- _Stored records_:

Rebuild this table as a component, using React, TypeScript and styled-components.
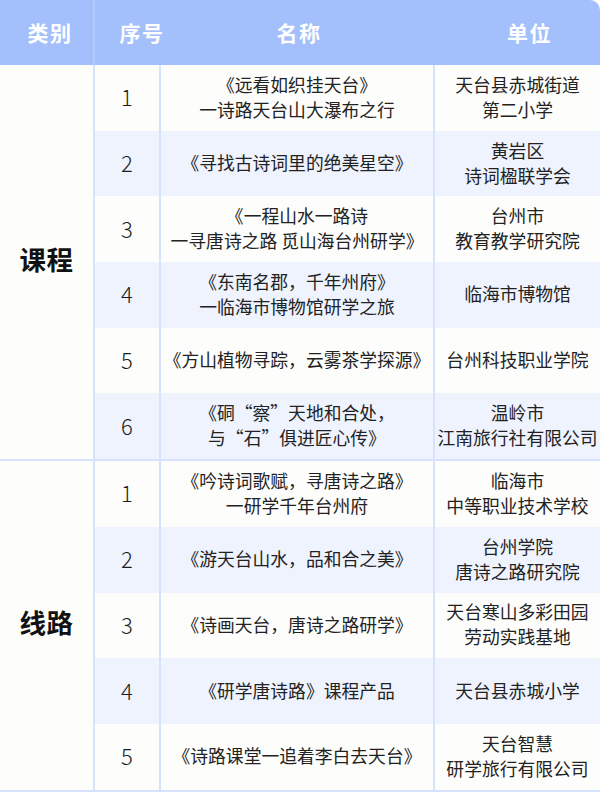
import { FunctionComponent } from "react";
import styled, { createGlobalStyle } from "styled-components";

const GlobalStyle = createGlobalStyle`
    html, body {
        margin: 0;
        padding: 0;
        background: #ffffff;
    }
    body {
        font-family: "Noto Sans CJK SC", "Noto Sans", sans-serif;
        color: #222222;
    }
`;

const COLS = "93px 66px 274px 167px";
const LINE = "2px solid #d7e3fd";

const Table = styled.div`
    width: 600px;
    overflow: hidden;
`;

const HeaderRow = styled.div`
    display: grid;
    grid-template-columns: ${COLS};
    height: 65px;
    background-color: #a4c0fc;
    border-top-right-radius: 10px;
`;

// header titles sit a little right of the body column centres
const HeadCell = styled.div<{ $shift: number; $line?: boolean }>`
    display: flex;
    align-items: center;
    justify-content: center;
    color: #ffffff;
    font-size: 21px;
    font-weight: 700;
    letter-spacing: 1.5px;
    white-space: nowrap;
    padding-bottom: 1px;
    padding-left: ${({ $shift }) => $shift}px;
    border-left: ${({ $line }) => ($line ? "2px solid #b2cafc" : "none")};
`;

const Group = styled.div`
    display: grid;
    grid-template-columns: 93px 1fr;
    border-bottom: ${LINE};
`;

const Category = styled.div`
    display: flex;
    align-items: center;
    justify-content: center;
    background-color: #fdfdf9;
    font-size: 26.5px;
    font-weight: 700;
    color: #111111;
    letter-spacing: 0.5px;
    padding-bottom: 8px;
`;

const Rows = styled.div`
    display: flex;
    flex-direction: column;
`;

const Row = styled.div<{ $alt: boolean }>`
    display: grid;
    grid-template-columns: 66px 274px 167px;
    height: 65.7px;
    background-color: ${({ $alt }) => ($alt ? "#eef3fe" : "#fdfdfb")};
`;

const Cell = styled.div`
    display: flex;
    flex-direction: column;
    align-items: center;
    justify-content: center;
    border-left: ${LINE};
    text-align: center;
    font-size: 17.8px;
    line-height: 25px;
    white-space: nowrap;
    padding-bottom: 2px;
`;

const NumCell = styled(Cell)`
    font-size: 22px;
    font-weight: 300;
    color: #1c1c1c;
`;

interface Item {
    name: string[];
    unit: string[];
}

const courses: Item[] = [
    { name: ["《远看如织挂天台》", "一诗路天台山大瀑布之行"], unit: ["天台县赤城街道", "第二小学"] },
    { name: ["《寻找古诗词里的绝美星空》"], unit: ["黄岩区", "诗词楹联学会"] },
    { name: ["《一程山水一路诗", "一寻唐诗之路 觅山海台州研学》"], unit: ["台州市", "教育教学研究院"] },
    { name: ["《东南名郡，千年州府》", "一临海市博物馆研学之旅"], unit: ["临海市博物馆"] },
    { name: ["《方山植物寻踪，云雾茶学探源》"], unit: ["台州科技职业学院"] },
    { name: ["《硐“察”天地和合处，", "与“石”俱进匠心传》"], unit: ["温岭市", "江南旅行社有限公司"] },
];

const routes: Item[] = [
    { name: ["《吟诗词歌赋，寻唐诗之路》", "一研学千年台州府"], unit: ["临海市", "中等职业技术学校"] },
    { name: ["《游天台山水，品和合之美》"], unit: ["台州学院", "唐诗之路研究院"] },
    { name: ["《诗画天台，唐诗之路研学》"], unit: ["天台寒山多彩田园", "劳动实践基地"] },
    { name: ["《研学唐诗路》课程产品"], unit: ["天台县赤城小学"] },
    { name: ["《诗路课堂一追着李白去天台》"], unit: ["天台智慧", "研学旅行有限公司"] },
];

const GroupBlock: FunctionComponent<{ title: string; items: Item[] }> = ({ title, items }) => (
    <Group>
        <Category>{title}</Category>
        <Rows>
            {items.map((item, i) => (
                <Row key={i} $alt={i % 2 === 1}>
                    <NumCell>{i + 1}</NumCell>
                    <Cell>
                        {item.name.map((line) => (
                            <span key={line}>{line}</span>
                        ))}
                    </Cell>
                    <Cell>
                        {item.unit.map((line) => (
                            <span key={line}>{line}</span>
                        ))}
                    </Cell>
                </Row>
            ))}
        </Rows>
    </Group>
);

const App: FunctionComponent = () => {
    return (
        <>
            <GlobalStyle />
            <Table>
                <HeaderRow>
                    <HeadCell $shift={7}>类别</HeadCell>
                    <HeadCell $shift={30} $line>序号</HeadCell>
                    <HeadCell $shift={6}>名称</HeadCell>
                    <HeadCell $shift={26}>单位</HeadCell>
                </HeaderRow>
                <GroupBlock title="课程" items={courses} />
                <GroupBlock title="线路" items={routes} />
            </Table>
        </>
    );
};

export default App;
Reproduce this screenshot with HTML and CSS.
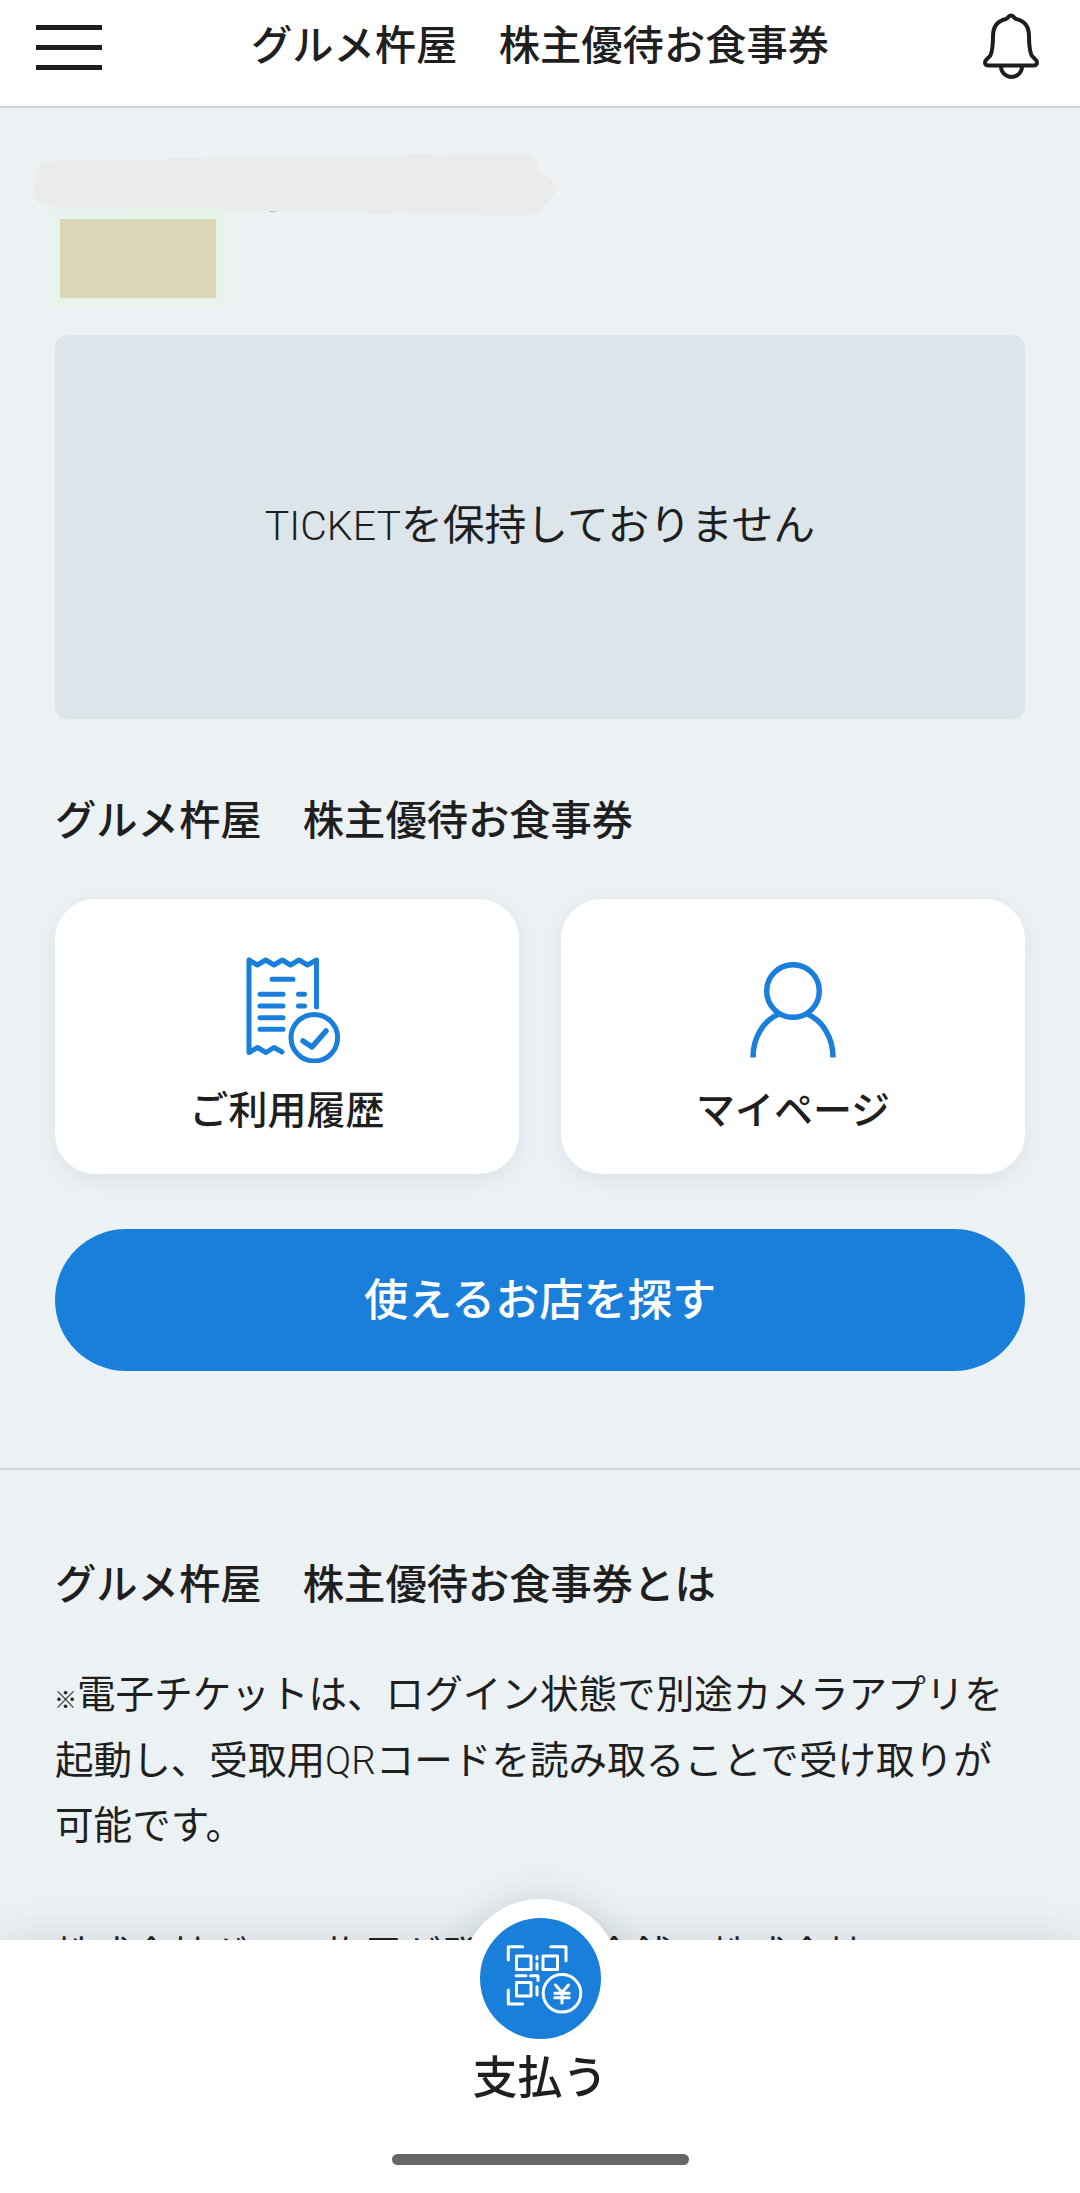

- _Task objective_: Transcribe the records above exactly, leaving out every picture.

- _Task output_:
Rebuild this table as a component, using React, TypeScript and styled-components.
import { FunctionComponent } from "react";
import styled, { createGlobalStyle } from "styled-components";

const GlobalStyle = createGlobalStyle`
    html, body {
        margin: 0;
        padding: 0;
        background: #ffffff;
    }
    body {
        font-family: "Noto Sans CJK SC", "Noto Sans", sans-serif;
        color: #222222;
    }
`;

const COLS = "93px 66px 274px 167px";
const LINE = "2px solid #d7e3fd";

const Table = styled.div`
    width: 600px;
    overflow: hidden;
`;

const HeaderRow = styled.div`
    display: grid;
    grid-template-columns: ${COLS};
    height: 65px;
    background-color: #a4c0fc;
    border-top-right-radius: 10px;
`;

// header titles sit a little right of the body column centres
const HeadCell = styled.div<{ $shift: number; $line?: boolean }>`
    display: flex;
    align-items: center;
    justify-content: center;
    color: #ffffff;
    font-size: 21px;
    font-weight: 700;
    letter-spacing: 1.5px;
    white-space: nowrap;
    padding-bottom: 1px;
    padding-left: ${({ $shift }) => $shift}px;
    border-left: ${({ $line }) => ($line ? "2px solid #b2cafc" : "none")};
`;

const Group = styled.div`
    display: grid;
    grid-template-columns: 93px 1fr;
    border-bottom: ${LINE};
`;

const Category = styled.div`
    display: flex;
    align-items: center;
    justify-content: center;
    background-color: #fdfdf9;
    font-size: 26.5px;
    font-weight: 700;
    color: #111111;
    letter-spacing: 0.5px;
    padding-bottom: 8px;
`;

const Rows = styled.div`
    display: flex;
    flex-direction: column;
`;

const Row = styled.div<{ $alt: boolean }>`
    display: grid;
    grid-template-columns: 66px 274px 167px;
    height: 65.7px;
    background-color: ${({ $alt }) => ($alt ? "#eef3fe" : "#fdfdfb")};
`;

const Cell = styled.div`
    display: flex;
    flex-direction: column;
    align-items: center;
    justify-content: center;
    border-left: ${LINE};
    text-align: center;
    font-size: 17.8px;
    line-height: 25px;
    white-space: nowrap;
    padding-bottom: 2px;
`;

const NumCell = styled(Cell)`
    font-size: 22px;
    font-weight: 300;
    color: #1c1c1c;
`;

interface Item {
    name: string[];
    unit: string[];
}

const courses: Item[] = [
    { name: ["《远看如织挂天台》", "一诗路天台山大瀑布之行"], unit: ["天台县赤城街道", "第二小学"] },
    { name: ["《寻找古诗词里的绝美星空》"], unit: ["黄岩区", "诗词楹联学会"] },
    { name: ["《一程山水一路诗", "一寻唐诗之路 觅山海台州研学》"], unit: ["台州市", "教育教学研究院"] },
    { name: ["《东南名郡，千年州府》", "一临海市博物馆研学之旅"], unit: ["临海市博物馆"] },
    { name: ["《方山植物寻踪，云雾茶学探源》"], unit: ["台州科技职业学院"] },
    { name: ["《硐“察”天地和合处，", "与“石”俱进匠心传》"], unit: ["温岭市", "江南旅行社有限公司"] },
];

const routes: Item[] = [
    { name: ["《吟诗词歌赋，寻唐诗之路》", "一研学千年台州府"], unit: ["临海市", "中等职业技术学校"] },
    { name: ["《游天台山水，品和合之美》"], unit: ["台州学院", "唐诗之路研究院"] },
    { name: ["《诗画天台，唐诗之路研学》"], unit: ["天台寒山多彩田园", "劳动实践基地"] },
    { name: ["《研学唐诗路》课程产品"], unit: ["天台县赤城小学"] },
    { name: ["《诗路课堂一追着李白去天台》"], unit: ["天台智慧", "研学旅行有限公司"] },
];

const GroupBlock: FunctionComponent<{ title: string; items: Item[] }> = ({ title, items }) => (
    <Group>
        <Category>{title}</Category>
        <Rows>
            {items.map((item, i) => (
                <Row key={i} $alt={i % 2 === 1}>
                    <NumCell>{i + 1}</NumCell>
                    <Cell>
                        {item.name.map((line) => (
                            <span key={line}>{line}</span>
                        ))}
                    </Cell>
                    <Cell>
                        {item.unit.map((line) => (
                            <span key={line}>{line}</span>
                        ))}
                    </Cell>
                </Row>
            ))}
        </Rows>
    </Group>
);

const App: FunctionComponent = () => {
    return (
        <>
            <GlobalStyle />
            <Table>
                <HeaderRow>
                    <HeadCell $shift={7}>类别</HeadCell>
                    <HeadCell $shift={30} $line>序号</HeadCell>
                    <HeadCell $shift={6}>名称</HeadCell>
                    <HeadCell $shift={26}>单位</HeadCell>
                </HeaderRow>
                <GroupBlock title="课程" items={courses} />
                <GroupBlock title="线路" items={routes} />
            </Table>
        </>
    );
};

export default App;
Reproduce this screenshot with HTML and CSS.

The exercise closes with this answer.